As musicians/artists, we also tend to isolate ourselves. This, because many of us identify as introverts, even though one would never guess this to be the case watching us at work during worship! We must also admit our sin: many of us can be very territorial and judgmental, becoming very easily threatened by someone whose interpretation or style doesn’t agree with our own or what we were taught by our teachers. Then there are also the ‘style wars’ within church music ministry: contemporary vs. traditional. Do we ever see each other first as fellow pilgrims and seekers in need of each other’s support, rather than as the labels we love to create?... that ‘contemporary’ musician vs. ‘traditional’ organist vs. that singer from the ‘other’ music group in the parish?

Loneliness for us as artists and creatives is not limited only to our personal relationships, self-perceptions, self-sabotage or failures with our colleagues. It’s found in church life and ministry in general as well. Worship and music directors, liturgical artists, etc. are often very alone as the only professionals in their ‘department’ or position on church staffs. The loneliness is especially compounded when there’s a change of pastor and the new leader doesn’t share the same philosophy or vision of worship. As well, we often bear the burden of being fellow pilgrims, seekers and parishioners while also having to maintain the perspective and objectivity required of a staff person. Here too, in community, artists find themselves serving as lightning rods. A pastor I knew once said that, of all the various facets of life in a parish, the lightning rod for the faith community is usually located within its worship. Think about that for a minute. While every facet of community life is important and exists for the benefit of all, building up the Body of Christ, it is the worship that directly affects everyone. Not everyone may directly experience or participate in every ministry of the community. However, all who come through the doors of our churches personally experience and are affected by the worship! So then, is it any wonder that if there are unresolved issues within the community, they usually somehow manifest themselves within the common worship? Finally, the artists in a community are often overworked, underpaid, misunderstood, underappreciated, until the music is suddenly gone and everyone wonders what happened.

Fellow Artists Who are Lamenting

What about artists who are truly lamenting right now, who are lonely and hurting at this time? We all probably have friends or colleagues in music, liturgy, worship and the arts who are dealing with some pretty serious issues. It might be due to illness, broken relationships, burnout, a sense of having lost direction, purpose or value as a person. Perhaps they are someone with whom we have lost contact in recent years. Do we need to change that?

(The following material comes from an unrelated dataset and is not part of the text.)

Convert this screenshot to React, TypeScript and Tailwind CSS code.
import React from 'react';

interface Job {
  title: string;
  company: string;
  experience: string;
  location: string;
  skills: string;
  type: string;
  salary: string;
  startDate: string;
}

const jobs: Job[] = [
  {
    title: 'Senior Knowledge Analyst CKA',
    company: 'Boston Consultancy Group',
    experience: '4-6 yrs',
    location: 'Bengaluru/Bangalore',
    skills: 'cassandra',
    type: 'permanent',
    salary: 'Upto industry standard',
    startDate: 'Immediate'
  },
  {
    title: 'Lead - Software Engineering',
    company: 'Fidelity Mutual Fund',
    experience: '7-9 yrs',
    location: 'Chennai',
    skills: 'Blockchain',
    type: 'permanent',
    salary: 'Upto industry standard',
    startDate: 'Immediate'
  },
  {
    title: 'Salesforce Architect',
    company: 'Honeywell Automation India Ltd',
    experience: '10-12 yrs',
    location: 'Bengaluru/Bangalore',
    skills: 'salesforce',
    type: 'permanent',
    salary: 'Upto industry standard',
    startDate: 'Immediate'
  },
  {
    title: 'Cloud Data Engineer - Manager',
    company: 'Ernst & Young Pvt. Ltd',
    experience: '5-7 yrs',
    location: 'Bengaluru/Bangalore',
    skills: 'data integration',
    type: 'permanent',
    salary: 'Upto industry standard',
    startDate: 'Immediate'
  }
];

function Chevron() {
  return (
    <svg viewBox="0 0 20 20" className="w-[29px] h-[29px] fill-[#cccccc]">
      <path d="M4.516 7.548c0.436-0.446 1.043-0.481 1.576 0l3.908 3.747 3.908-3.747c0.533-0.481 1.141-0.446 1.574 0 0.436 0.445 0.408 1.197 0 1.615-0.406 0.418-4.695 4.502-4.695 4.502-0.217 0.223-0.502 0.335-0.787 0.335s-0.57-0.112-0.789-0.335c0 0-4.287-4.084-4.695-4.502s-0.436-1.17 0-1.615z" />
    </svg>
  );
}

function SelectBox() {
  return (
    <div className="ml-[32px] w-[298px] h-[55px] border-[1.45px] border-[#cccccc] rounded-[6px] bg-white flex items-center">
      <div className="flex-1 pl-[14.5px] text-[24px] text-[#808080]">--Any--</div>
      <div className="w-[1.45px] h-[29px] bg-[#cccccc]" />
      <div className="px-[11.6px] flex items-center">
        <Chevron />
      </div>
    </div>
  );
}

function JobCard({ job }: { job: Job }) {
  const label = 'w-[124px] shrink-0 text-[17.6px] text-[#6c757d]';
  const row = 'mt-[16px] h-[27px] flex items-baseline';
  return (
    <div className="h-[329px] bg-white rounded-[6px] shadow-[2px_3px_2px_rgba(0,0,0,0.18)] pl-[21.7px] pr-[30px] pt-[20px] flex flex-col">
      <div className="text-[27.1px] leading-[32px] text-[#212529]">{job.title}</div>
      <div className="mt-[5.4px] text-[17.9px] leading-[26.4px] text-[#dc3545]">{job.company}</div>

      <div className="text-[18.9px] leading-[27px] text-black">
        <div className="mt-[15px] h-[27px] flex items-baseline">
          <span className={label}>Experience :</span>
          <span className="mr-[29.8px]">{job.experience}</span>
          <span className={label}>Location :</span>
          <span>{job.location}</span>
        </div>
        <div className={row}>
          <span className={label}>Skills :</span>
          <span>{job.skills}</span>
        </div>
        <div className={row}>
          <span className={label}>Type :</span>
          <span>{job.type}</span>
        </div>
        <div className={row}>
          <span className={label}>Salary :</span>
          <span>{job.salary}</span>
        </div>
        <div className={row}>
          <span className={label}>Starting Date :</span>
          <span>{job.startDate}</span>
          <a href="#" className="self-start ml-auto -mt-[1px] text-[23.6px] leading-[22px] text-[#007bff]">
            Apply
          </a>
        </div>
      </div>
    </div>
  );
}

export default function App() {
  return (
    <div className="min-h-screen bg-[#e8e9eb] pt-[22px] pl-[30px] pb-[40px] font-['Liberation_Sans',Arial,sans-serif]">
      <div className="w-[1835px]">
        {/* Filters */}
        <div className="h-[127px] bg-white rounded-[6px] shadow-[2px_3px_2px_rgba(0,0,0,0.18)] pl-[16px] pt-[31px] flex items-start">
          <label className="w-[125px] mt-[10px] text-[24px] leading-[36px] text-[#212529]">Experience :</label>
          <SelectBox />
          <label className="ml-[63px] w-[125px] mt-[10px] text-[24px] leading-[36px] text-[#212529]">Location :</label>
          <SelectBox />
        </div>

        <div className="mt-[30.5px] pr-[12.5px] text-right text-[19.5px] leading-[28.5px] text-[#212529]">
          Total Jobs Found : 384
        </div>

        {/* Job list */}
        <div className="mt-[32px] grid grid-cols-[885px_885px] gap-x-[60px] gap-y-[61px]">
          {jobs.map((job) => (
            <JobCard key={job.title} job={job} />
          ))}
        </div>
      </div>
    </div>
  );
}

When I started these reflections, I told myself that I would always try to write from personal experience. I vowed that I would always trust the Holy Spirit to lead me in the direction I should go. This reflection has been no different in that regard. A person very dear to me, a phenomenal artist who I look up to very much, has been experiencing loss and abandonment in this most recent season of life. So much of life no longer seems to make sense for this person. Sometimes, what they are experiencing seems like some cruel joke on the part of God. As a friend, I also feel a sense of abandonment. I hurt alongside them when they hurt. While I try to offer support and encouragement, there are many times I simply don’t know what to say. I feel helpless in my desire to truly make a difference for them. I can sometimes feel rather ineffective as a friend or impotent as a witness to the Gospel of life. I find myself sometimes becoming angry at God or filled with cynicism: “God, if you truly cared, you wouldn’t let this person suffer.” Luckily, these episodes of lamentation have never lasted to the point of despair. I manage to maintain hope that God has a wonderful plan for this person and a vision for them that is much wider than anything either of us can imagine. However, I must be honest and acknowledge that I struggle and doubt with and for them.

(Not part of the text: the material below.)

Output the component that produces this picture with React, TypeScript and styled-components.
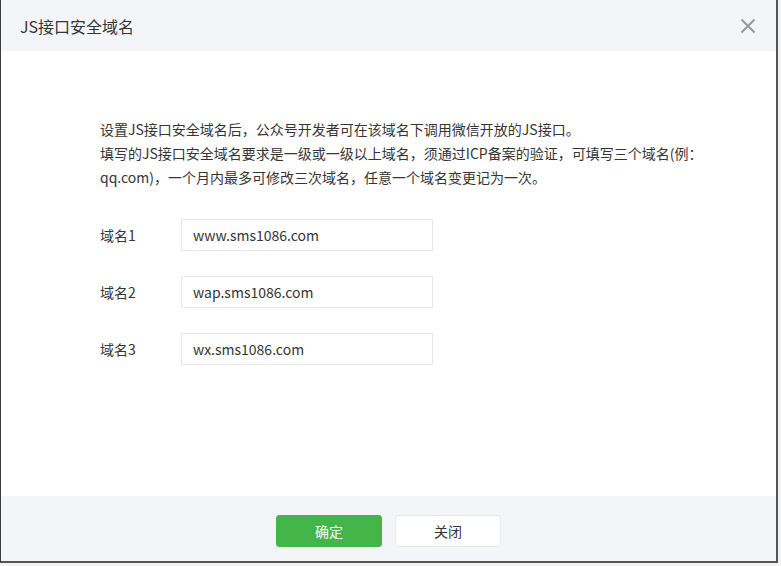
import React from 'react'
import styled, { createGlobalStyle } from 'styled-components'

const GlobalStyle = createGlobalStyle`
  html, body {
    margin: 0;
    padding: 0;
    background: #f2f2f2;
  }
  body {
    font-family: 'Noto Sans CJK SC', 'Noto Sans', sans-serif;
    color: #353535;
  }
`

const Dialog = styled.div`
  width: 778px;
  height: 563px;
  box-sizing: border-box;
  display: flex;
  flex-direction: column;
  background: #fff;
  border-left: 1px solid #3c3c3c;
  border-right: 2px solid #555;
  border-bottom: 2px solid #555;
`

const Header = styled.div`
  height: 51px;
  flex-shrink: 0;
  display: flex;
  align-items: center;
  justify-content: space-between;
  padding: 0 19px 0 19px;
  background: #f4f5f9;
`

const Title = styled.h3`
  margin: 0;
  font-size: 16px;
  font-weight: 400;
  color: #353535;
`

const CloseButton = styled.button`
  width: 18px;
  height: 18px;
  padding: 0;
  border: 0;
  background: none;
  cursor: pointer;
  display: flex;
  align-items: center;
  justify-content: center;
`

const Body = styled.div`
  flex: 1;
  padding: 66px 0 0 99px;
`

const Desc = styled.p`
  margin: 0;
  font-size: 14px;
  line-height: 24px;
  color: #353535;
`

const Form = styled.div`
  margin-top: 30px;
  display: flex;
  flex-direction: column;
  gap: 25px;
`

const Row = styled.div`
  display: flex;
  align-items: center;
`

const Label = styled.label`
  width: 81px;
  font-size: 14px;
  color: #353535;
`

const Input = styled.input`
  width: 252px;
  height: 32px;
  box-sizing: border-box;
  padding: 0 11px 1px;
  border: 1px solid #e4e8eb;
  font-family: inherit;
  font-size: 14px;
  color: #353535;
  outline: none;
`

const Footer = styled.div`
  height: 65px;
  flex-shrink: 0;
  box-sizing: border-box;
  padding-top: 19px;
  display: flex;
  justify-content: center;
  gap: 13px;
  background: #f4f5f9;
`

const Button = styled.button<{ $primary?: boolean }>`
  width: 106px;
  height: 32px;
  box-sizing: border-box;
  border: 1px solid ${({ $primary }) => ($primary ? '#44b549' : '#e4e8eb')};
  border-radius: 3px;
  background: ${({ $primary }) => ($primary ? '#44b549' : '#fff')};
  color: ${({ $primary }) => ($primary ? '#fff' : '#353535')};
  font-family: inherit;
  font-size: 14px;
  cursor: pointer;
`

const domains = ['www.sms1086.com', 'wap.sms1086.com', 'wx.sms1086.com']

const App = () => {
  return (
    <>
      <GlobalStyle />
      <Dialog>
        <Header>
          <Title>JS接口安全域名</Title>
          <CloseButton aria-label='关闭'>
            <svg width='16' height='16' viewBox='0 0 16 16'>
              <path d='M1.5 1.5L14.5 14.5M14.5 1.5L1.5 14.5' stroke='#999' strokeWidth='2' fill='none' />
            </svg>
          </CloseButton>
        </Header>
        <Body>
          <Desc>
            设置JS接口安全域名后，公众号开发者可在该域名下调用微信开放的JS接口。
            <br />
            填写的JS接口安全域名要求是一级或一级以上域名，须通过ICP备案的验证，可填写三个域名(例：
            <br />
            qq.com)，一个月内最多可修改三次域名，任意一个域名变更记为一次。
          </Desc>
          <Form>
            {domains.map((d, i) => (
              <Row key={d}>
                <Label>域名{i + 1}</Label>
                <Input defaultValue={d} />
              </Row>
            ))}
          </Form>
        </Body>
        <Footer>
          <Button $primary>确定</Button>
          <Button>关闭</Button>
        </Footer>
      </Dialog>
    </>
  )
}

export default App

Right now, my friend is physically unable to sing! This affects their ability to ‘sing’ emotionally and spiritually too. Even when I’ve been ill, I don’t think my voice has ever been completely silenced. I’ve found myself trying to imagine being in my friend’s shoes, wondering how awful it must be to be a singer who can no longer sing. What does someone feel who is worried whether they will ever be able to sing again? What does their inability to sing do to their overall sense of wellbeing or purpose? Surely, they must ask, “Why have I seemingly been silenced when all I wish to do is God’s work, to “proclaim God’s praise to my brethren and friends…amidst the assembly,” just like the psalmist? Do they feel duped, as did Jeremiah? “You duped me, O Lord, and I let myself be duped!” How do they eventually surrender to God’s will and plan for them when so much of what they have known as an artist is seemingly being taken away from them?

Therefore, I ask all of us to consider: Is there a fellow musician/creative in your life who is hurting or who needs a friend? Is there a colleague who feels they are without a future?... who needs prayer, encouragement or support? Is there a friend who has recently lost their voice, whether literally or because the budget at church no longer could sustain their position? Let us bravely ask ourselves: “What is the level of ‘lamentation’… ‘abandonment’…amongst our friends and colleagues these days?” Are we truly doing all we can to ‘be there’ for each other and to help each other be made new?

Let us take heart and find hope in the promise of renewal given us in Revelation 21: 1-7:

Then I saw a new heaven and a new earth; for the first heaven and the first earth passed away, and there is no longer any sea. And I saw the holy city, new Jerusalem, coming down out of heaven from God, made ready as a bride adorned for her husband. And I heard a loud voice from the throne, saying, “Behold, the tabernacle of God is among men, and He will dwell among them, and they shall be His people, and God Himself will be among them, and He will wipe away every tear from their eyes; and there will no longer be any death; there will no longer be any mourning, or crying, or pain; the first things have passed away.”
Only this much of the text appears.